There have been some judgments which have tried to explain the principle of Donoghue v. Stevenson in a more elaborative way, considering the current circumstances of the society. They have also tried to be less confusing, but the significance of the snail case has not reduced as its significance can be seen as it have been cited by the Hon’ble supreme court of India in its recent judgment of The Managing Director, Kerala Tourism Development Corporation Ltd. v. Deepti Singh and Ors. (2019), which clearly proves that the principle of that case are still prevalent and are still acting as a guiding force for various Courts to come to a conclusion.

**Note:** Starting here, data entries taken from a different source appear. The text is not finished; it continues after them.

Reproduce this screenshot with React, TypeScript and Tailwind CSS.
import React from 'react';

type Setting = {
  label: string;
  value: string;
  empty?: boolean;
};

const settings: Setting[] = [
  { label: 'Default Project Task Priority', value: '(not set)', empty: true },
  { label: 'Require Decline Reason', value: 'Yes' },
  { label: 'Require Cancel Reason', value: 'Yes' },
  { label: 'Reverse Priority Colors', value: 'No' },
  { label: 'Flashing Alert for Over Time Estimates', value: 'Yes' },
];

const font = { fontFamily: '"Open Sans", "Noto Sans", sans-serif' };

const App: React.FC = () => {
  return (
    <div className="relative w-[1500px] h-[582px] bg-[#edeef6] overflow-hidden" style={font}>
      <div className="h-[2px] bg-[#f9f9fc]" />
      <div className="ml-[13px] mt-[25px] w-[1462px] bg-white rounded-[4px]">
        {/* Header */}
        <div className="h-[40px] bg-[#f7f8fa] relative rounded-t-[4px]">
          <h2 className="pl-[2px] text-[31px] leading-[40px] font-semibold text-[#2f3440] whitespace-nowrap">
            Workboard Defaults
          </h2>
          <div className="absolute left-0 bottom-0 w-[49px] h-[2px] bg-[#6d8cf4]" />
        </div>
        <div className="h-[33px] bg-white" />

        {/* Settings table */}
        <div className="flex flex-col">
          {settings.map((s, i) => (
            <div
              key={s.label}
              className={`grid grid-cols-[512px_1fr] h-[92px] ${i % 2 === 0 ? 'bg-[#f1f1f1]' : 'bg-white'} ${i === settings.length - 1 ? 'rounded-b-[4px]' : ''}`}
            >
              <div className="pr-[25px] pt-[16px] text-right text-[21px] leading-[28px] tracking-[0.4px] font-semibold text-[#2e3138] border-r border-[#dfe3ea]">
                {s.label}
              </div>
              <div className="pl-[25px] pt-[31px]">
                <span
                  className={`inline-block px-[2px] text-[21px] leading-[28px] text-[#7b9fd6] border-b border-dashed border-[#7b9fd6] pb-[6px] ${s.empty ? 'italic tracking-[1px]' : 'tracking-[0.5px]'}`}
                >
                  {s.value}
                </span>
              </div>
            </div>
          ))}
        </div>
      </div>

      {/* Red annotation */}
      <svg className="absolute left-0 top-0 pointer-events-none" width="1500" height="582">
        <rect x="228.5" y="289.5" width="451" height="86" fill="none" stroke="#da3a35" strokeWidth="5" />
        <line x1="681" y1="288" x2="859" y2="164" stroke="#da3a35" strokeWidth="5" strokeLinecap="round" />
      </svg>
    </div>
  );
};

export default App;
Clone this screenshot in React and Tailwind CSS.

From the time of the judgment the society has developed and as per the changes, the law has also broadened the scope of the duty owned towards others. The section 2(7) of the Consumer protection Act, 2019 has expanded the definition of the consumers as the person, who does not necessarily purchase the goods and services, but also who consume the goods and services will also be termed as consumer and will have all the right to sue the manufacturer. As, according to the previous definition of the consumer, person who had purchased the goods can only file a suit against respondent for any damage, which curtailed the rights of lot of consumers as they were the once directly affected by the negligence of the manufacturer. Section 2(5)(f)(g) of the Act also giver the right to legal heirsor legal representative to file a suit in consumer protection and allows a guardian to file on the behalf of his/her child. These definition have been in consonance with the judgment that whosoever, purchases the goods or avail any service for the end use and whoever take benefit or consumes it have the right to claim compensation. This have created a proper check and balances upon the supplier of goods and services to make sure that every due diligence have been taken care off. The Act itself was based upon the various landmark judgments, which have been very important for the rights of the consumers.

[1]Donoghue v. Stevenson,UKHL 100, SC (HL) 31, AC 562, 1932. [2]Ibid. [3] Ibid. [4] Ibid.